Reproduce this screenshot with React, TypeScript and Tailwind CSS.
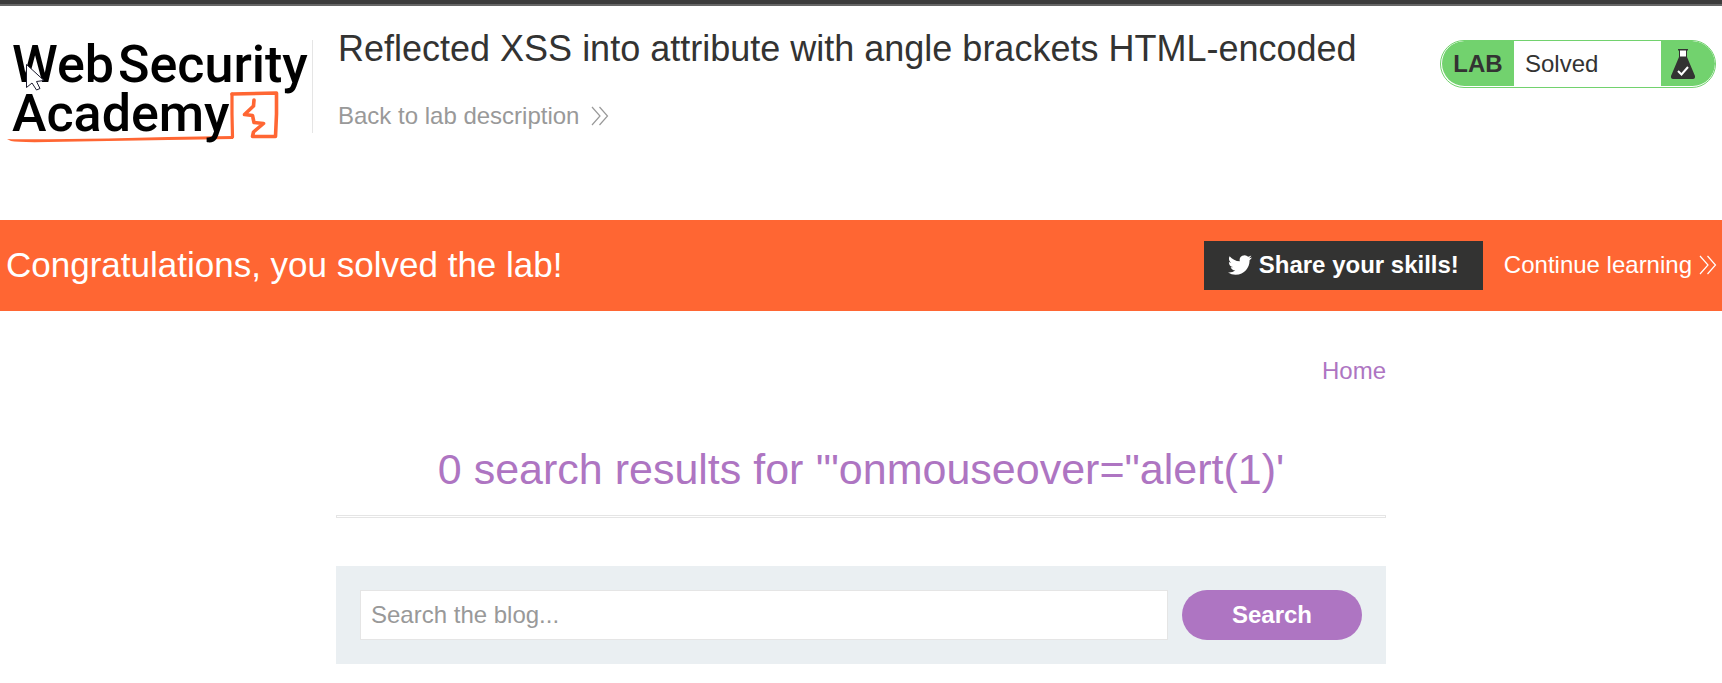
import React from "react";

function Chevrons({ className }: { className?: string }) {
  return (
    <svg
      viewBox="0 0 18 20"
      className={`h-5 w-[18px] shrink-0 ${className ?? ""}`}
      fill="none"
      stroke="currentColor"
      strokeWidth="1.2"
      aria-hidden="true"
    >
      <path d="M1 1 L9 10 L1 19" />
      <path d="M8.5 1 L16.5 10 L8.5 19" />
    </svg>
  );
}

function Logo() {
  return (
    <svg viewBox="-2 0 306 112" className="h-28 w-[306px] overflow-visible" role="img" aria-label="Web Security Academy">
      <g fill="none" stroke="#ff6633" strokeLinejoin="round" strokeLinecap="round">
        <path d="M224 60 L268.500 59 L268.500 80 L267.500 102.500 L244.500 102.500 L245.500 98 L255.500 89.500 L246 88.500 L244.500 81.500 L236.500 80.500 L245.500 72 L246 66" strokeWidth="3.600" />
        <path d="M224 60 L224 80 L224.500 103" strokeWidth="3.200" />
      </g>
      <path d="M-1 105 Q10 105.500 40 105.300 L100 104.500 L160 103 L225 102 L225 105 L160 106 L100 107 L40 108 Q10 108.500 3 107 Z" fill="#ff6633" />
      <g fontFamily="Roboto, sans-serif" fontWeight="500" fontSize="52" fill="#000">
        <text x="4" y="48">Web</text>
        <text x="110" y="48">Security</text>
        <text x="4" y="97">Academy</text>
      </g>
      <path
        d="M18.500 30.500 L18.500 53.500 L24 49 L28.500 56 L32 54.500 L28.500 47.500 L36 46.500 Z"
        fill="#fff"
        stroke="#1a1a2e"
        strokeWidth="1"
      />
    </svg>
  );
}

function Flask() {
  return (
    <svg viewBox="0 0 24 30" className="h-[30px] w-6" aria-hidden="true">
      <path d="M8.500 1 H15.500 V9 H8.500 Z" fill="#fff" />
      <path d="M7 0 H17 V1.500 H16 V8 L24 27 Q24.500 30 21.500 30 H2.500 Q-0.500 30 0 27 L8 8 V1.500 H7 Z M9 1.500 V7.500 H15 V1.500 Z" fill="#333332" fillRule="evenodd" />
      <path d="M7 22 L10.500 25.500 L17 18" fill="none" stroke="#fff" strokeWidth="2" />
    </svg>
  );
}

function Twitter() {
  return (
    <svg viewBox="0 0 24 24" className="size-6" fill="currentColor" aria-hidden="true">
      <path d="M23.953 4.570a10 10 0 01-2.825.775 4.958 4.958 0 002.163-2.723c-.951.555-2.005.959-3.127 1.184a4.920 4.920 0 00-8.384 4.482C7.690 8.095 4.067 6.130 1.640 3.162a4.822 4.822 0 00-.666 2.475c0 1.710.870 3.213 2.188 4.096a4.904 4.904 0 01-2.228-.616v.060a4.923 4.923 0 003.946 4.827 4.996 4.996 0 01-2.212.085 4.936 4.936 0 004.604 3.417 9.867 9.867 0 01-6.102 2.105c-.390 0-.779-.023-1.170-.067a13.995 13.995 0 007.557 2.209c9.053 0 13.998-7.496 13.998-13.985 0-.210 0-.420-.015-.630A9.935 9.935 0 0024 4.590z" />
    </svg>
  );
}

export default function App() {
  return (
    <div className="min-h-screen bg-white font-['Liberation_Sans',Arial,sans-serif] text-2xl text-[#333332]">
      <div className="h-1.5 border-b-2 border-[#666666] bg-[#3c3c3c]" />

      <header className="flex items-start px-1.5 pt-[22px] pb-[74px]">
        <a href="#academy" className="mt-1.5 shrink-0">
          <Logo />
        </a>
        <div className="mt-3 h-[93px] border-l border-[#e5e5e5]" />
        <div className="flex grow flex-col items-start gap-[30px] pl-[25px]">
          <h1 className="text-4xl leading-[42px]">
            Reflected XSS into attribute with angle brackets HTML-encoded
          </h1>
          <a href="#description" className="flex items-center gap-3 leading-8 text-[#999999]">
            Back to lab description
            <Chevrons />
          </a>
        </div>
        <div className="mt-3 flex h-12 w-[276px] shrink-0 overflow-hidden rounded-full border border-[#72d26e] pb-px pl-px">
          <span className="flex w-[72px] items-center justify-center rounded-l-full bg-[#72d26e] font-bold">
            LAB
          </span>
          <span className="flex grow items-center pl-[11px]">Solved</span>
          <span className="flex w-[54px] items-center rounded-r-full bg-[#72d26e] pl-2.5">
            <Flask />
          </span>
        </div>
      </header>

      <section className="flex items-center bg-[#ff6633] py-[21px] pr-[5px] pl-1.5 text-white">
        <h2 className="grow pb-0.5 text-[35px] leading-10">Congratulations, you solved the lab!</h2>
        <button
          type="button"
          className="flex h-[49px] items-center gap-[7px] bg-[#333332] px-6 pb-0.5 leading-7 font-bold"
        >
          <Twitter />
          Share your skills!
        </button>
        <a href="#learning" className="ml-[21px] flex items-center gap-[7px] pb-0.5 leading-7">
          Continue learning
          <Chevrons />
        </a>
      </section>

      <main className="mx-auto w-full max-w-[1050px] pt-11 text-[#ae75c2]">
        <nav className="flex justify-end">
          <a href="#home" className="leading-8">
            Home
          </a>
        </nav>
        <h2 className="mt-14 text-center text-[43px] leading-[52px]">
          0 search results for '"onmouseover="alert(1)'
        </h2>
        <div className="mt-5 h-[3px] border border-[#e5e5e5]" />
        <form
          className="mt-12 flex gap-3.5 bg-[#eaeff2] p-6"
          onSubmit={(e: React.FormEvent) => e.preventDefault()}
        >
          <input
            type="text"
            aria-label="Search the blog"
            placeholder="Search the blog..."
            className="h-[50px] min-w-0 grow border border-[#e5e5e5] bg-white px-2.5 text-[#333332] outline-none placeholder:text-[#999999]"
          />
          <button type="submit" className="h-[50px] w-[180px] rounded-full bg-[#ae75c2] font-bold text-white">
            Search
          </button>
        </form>
      </main>
    </div>
  );
}
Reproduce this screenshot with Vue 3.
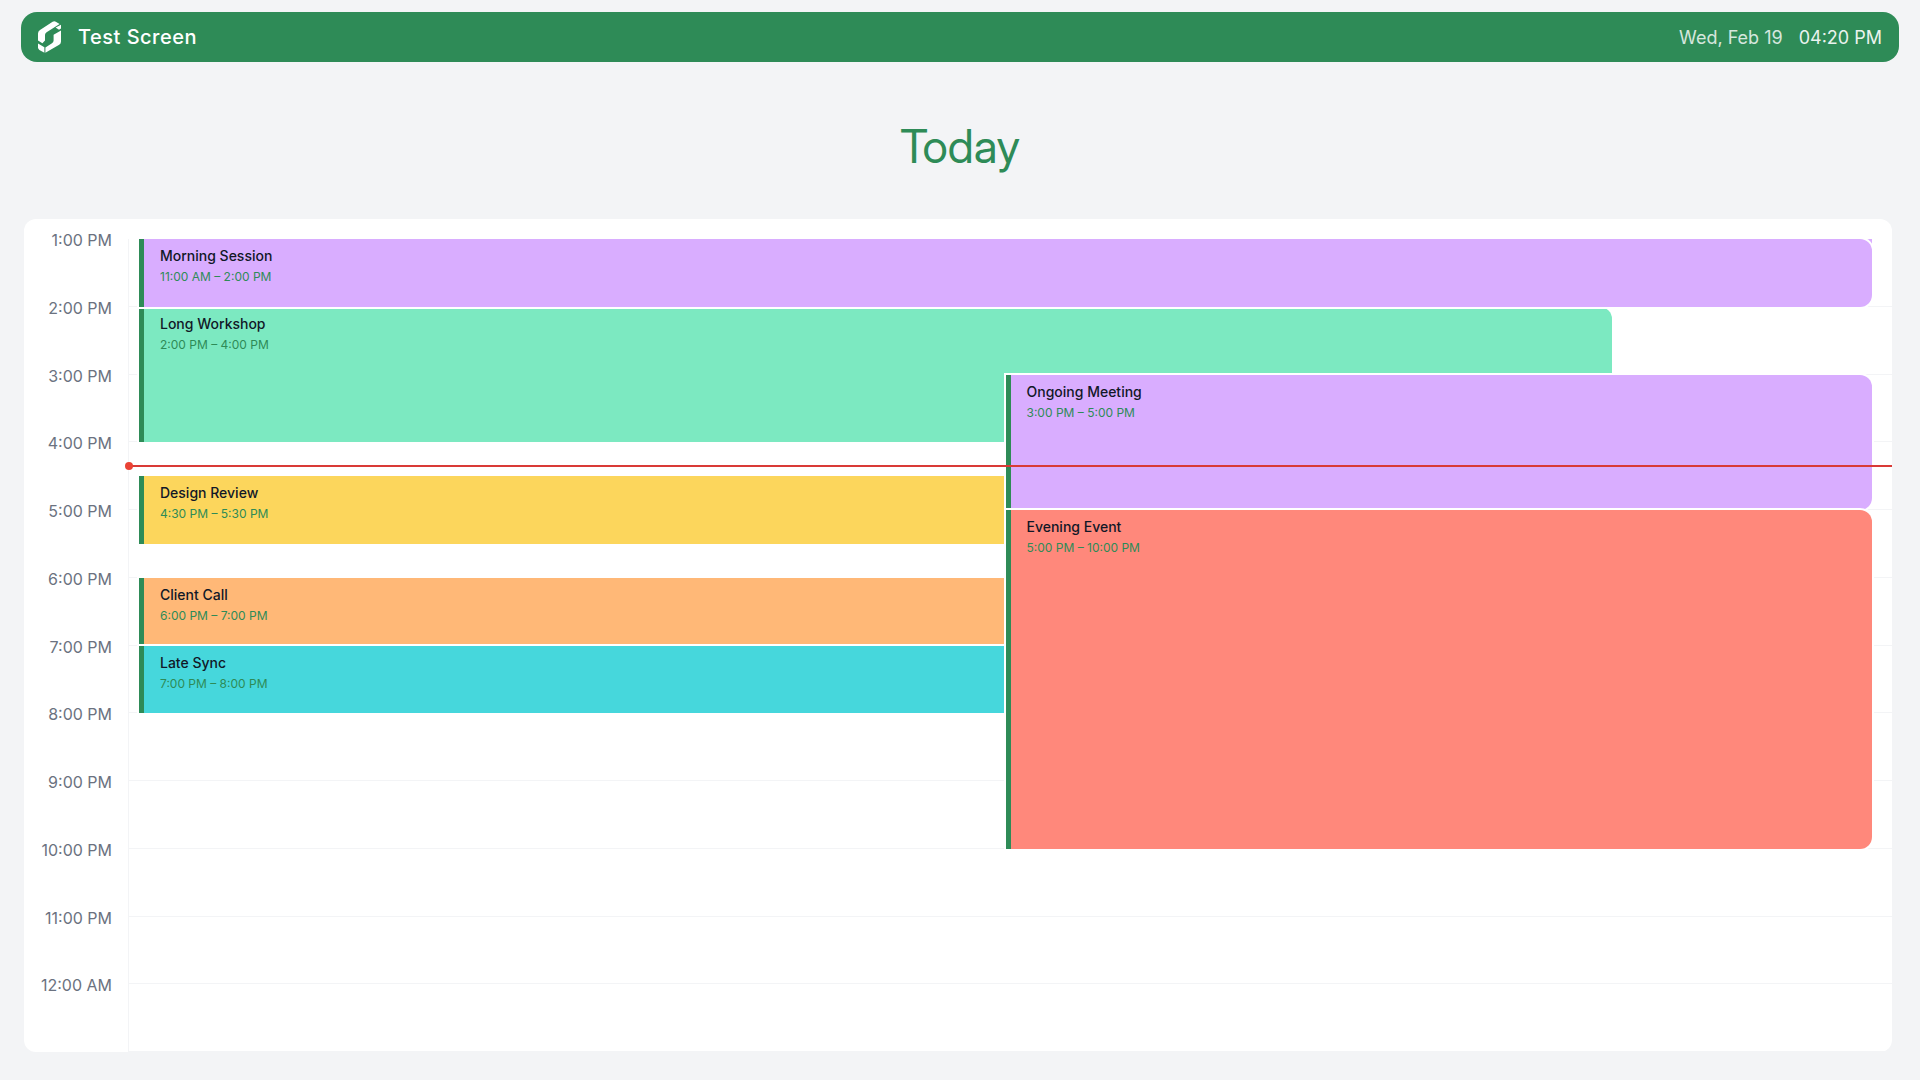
<script setup>
const hours = [
  '1:00 PM', '2:00 PM', '3:00 PM', '4:00 PM', '5:00 PM', '6:00 PM',
  '7:00 PM', '8:00 PM', '9:00 PM', '10:00 PM', '11:00 PM', '12:00 AM',
]

// Rows are half hours counted from 1:00 PM; columns are the three lane lines.
const events = [
  { title: 'Morning Session', time: '11:00 AM – 2:00 PM', tone: 'violet', rows: '1 / 3', cols: '1 / 4', shape: 'slot-continued' },
  { title: 'Long Workshop', time: '2:00 PM – 4:00 PM', tone: 'mint', rows: '3 / 7', cols: '1 / 3', shape: 'slot-under' },
  { title: 'Ongoing Meeting', time: '3:00 PM – 5:00 PM', tone: 'violet', rows: '5 / 9', cols: '2 / 4', shape: 'slot-front' },
  { title: 'Design Review', time: '4:30 PM – 5:30 PM', tone: 'yellow', rows: '8 / 10', cols: '1 / 2', shape: 'slot-half' },
  { title: 'Evening Event', time: '5:00 PM – 10:00 PM', tone: 'coral', rows: '9 / 19', cols: '2 / 4', shape: 'slot-front' },
  { title: 'Client Call', time: '6:00 PM – 7:00 PM', tone: 'orange', rows: '11 / 13', cols: '1 / 2', shape: 'slot-half' },
  { title: 'Late Sync', time: '7:00 PM – 8:00 PM', tone: 'cyan', rows: '13 / 15', cols: '1 / 2', shape: 'slot-half' },
]

const minutesSinceStart = 200
const nowTop = `${(minutesSinceStart / (hours.length * 60)) * 100}%`
</script>

<template>
  <div class="screen">
    <header class="bar">
      <svg class="logo" viewBox="0 0 24 32" aria-hidden="true">
        <path d="M1 19.6 V12.6 Q1 10.2 3 9 L15.6 0.8 Q17.2 -0.2 18.8 0.7 L22.6 3 L9.6 11.2 Q8 12.3 8 14 V19.4 L5.4 22.2 Z" />
        <path d="M18.6 6.6 L24 3.8 V7.6 L22 8.8 Z" />
        <path d="M24 9.6 V20.4 Q24 22.6 22.2 23.7 L8.4 31.8 V26.4 L15 22.2 Q16.6 21.2 16.6 19.4 V13.8 Z" />
        <path d="M1 22.4 L7.4 26.2 V31.8 L2.4 29 Q1 28.1 1 26.6 Z" />
      </svg>
      <span class="name">Test Screen</span>
      <span class="date">Wed, Feb 19</span>
      <time class="clock">04:20 PM</time>
    </header>

    <h1 class="heading">Today</h1>

    <main class="card">
      <div class="labels">
        <div v-for="hour in hours" :key="hour" class="label-row">
          <span class="label">{{ hour }}</span>
        </div>
      </div>
      <div class="timeline">
        <div class="lines">
          <div v-for="hour in hours" :key="hour" class="line"></div>
        </div>
        <div class="events">
          <div
            v-for="event in events"
            :key="event.title"
            class="slot"
            :class="[event.tone, event.shape]"
            :style="{ gridRow: event.rows, gridColumn: event.cols }"
          >
            <article class="event">
              <h2 class="title">{{ event.title }}</h2>
              <p class="time">{{ event.time }}</p>
            </article>
          </div>
        </div>
        <div class="now" :style="{ top: nowTop }"></div>
      </div>
    </main>
  </div>
</template>

<style>
body {
  margin: 0;
  background: #f3f4f6;
}
</style>

<style scoped>
.screen {
  box-sizing: border-box;
  display: flex;
  flex-direction: column;
  min-height: 100vh;
  padding: 12px 21px 28px;
  background: #f3f4f6;
  color: #111827;
  font-family: Inter, "Liberation Sans", sans-serif;
}

.bar {
  display: flex;
  align-items: center;
  box-sizing: border-box;
  height: 50px;
  padding: 0 17px 0 16px;
  border-radius: 16px;
  background: #2e8b57;
  color: #fff;
}

.logo {
  width: 24px;
  height: 32px;
  margin-right: 17px;
  fill: #fff;
}

.name {
  font-size: 20px;
  font-weight: 500;
  letter-spacing: 0.5px;
}

.date {
  margin-left: auto;
  margin-right: 16px;
  font-size: 18px;
  opacity: 0.8;
}

.clock {
  font-size: 18px;
  opacity: 0.9;
}

.heading {
  margin: 56px 0 45px;
  color: #2e8b57;
  font-family: "Inter Display", Inter, "Liberation Sans", sans-serif;
  font-size: 46px;
  font-weight: 400;
  line-height: 56px;
  text-align: center;
}

.card {
  display: flex;
  flex: 1;
  margin: 0 7px 0 3px;
  padding-top: 20px;
  border-radius: 12px;
  background: #fff;
}

.labels,
.lines {
  display: grid;
  grid-template-rows: repeat(12, minmax(48px, 1fr));
}

.labels {
  box-sizing: border-box;
  width: 104px;
  padding-right: 16px;
}

.label {
  display: block;
  margin-top: -11px;
  color: #6b7280;
  font-size: 16px;
  line-height: 24px;
  text-align: right;
}

.timeline {
  position: relative;
  display: grid;
  flex: 1;
  border-left: 1px solid #f3f4f6;
}

.lines,
.events {
  grid-area: 1 / 1;
}

.line {
  border-bottom: 1px solid #f3f4f6;
}

.events {
  display: grid;
  grid-template-rows: repeat(24, minmax(0, 1fr));
  grid-template-columns: 50% 35% 15%;
  margin: 0 20px 0 10px;
  isolation: isolate;
}

.slot {
  display: grid;
  z-index: 1;
}

.event {
  min-height: 0;
  padding: 8px 16px;
  border-left: 5px solid #2e8b57;
  border-radius: 0 12px 12px 0;
  box-shadow: 0 0 0 2px #fff;
}

.slot-half .event {
  border-radius: 0;
}

.slot-under {
  z-index: 0;
}

.slot-front {
  z-index: 2;
}

.slot-continued {
  border-radius: 0 0 12px 0;
  background: #d9adff;
}

.violet .event {
  background: #d9adff;
}

.mint .event {
  background: #7ce9c1;
}

.yellow .event {
  background: #fcd65c;
}

.coral .event {
  background: #ff887b;
}

.orange .event {
  background: #ffb877;
}

.cyan .event {
  background: #46d7dc;
}

.title {
  margin: 0;
  font-size: 14px;
  font-weight: 500;
  line-height: 18px;
}

.time {
  margin: 3px 0 0;
  color: #2e8b57;
  font-size: 12px;
  line-height: 18px;
}

.now {
  position: absolute;
  right: 0;
  left: 0;
  height: 2px;
  background: #d93a36;
  z-index: 3;
}

.now::before {
  content: "";
  position: absolute;
  top: -3px;
  left: -4px;
  width: 8px;
  height: 8px;
  border-radius: 50%;
  background: #ea4335;
}
</style>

########

EXERCISE INSTRUCTIONS: Only the lines from the start of the entries above to the line containing "import React from" are to be given again, exactly and with both ends included; pictures are excluded.

REPLY:
Reproduce this screenshot with React, TypeScript and Tailwind CSS.
import React from "react";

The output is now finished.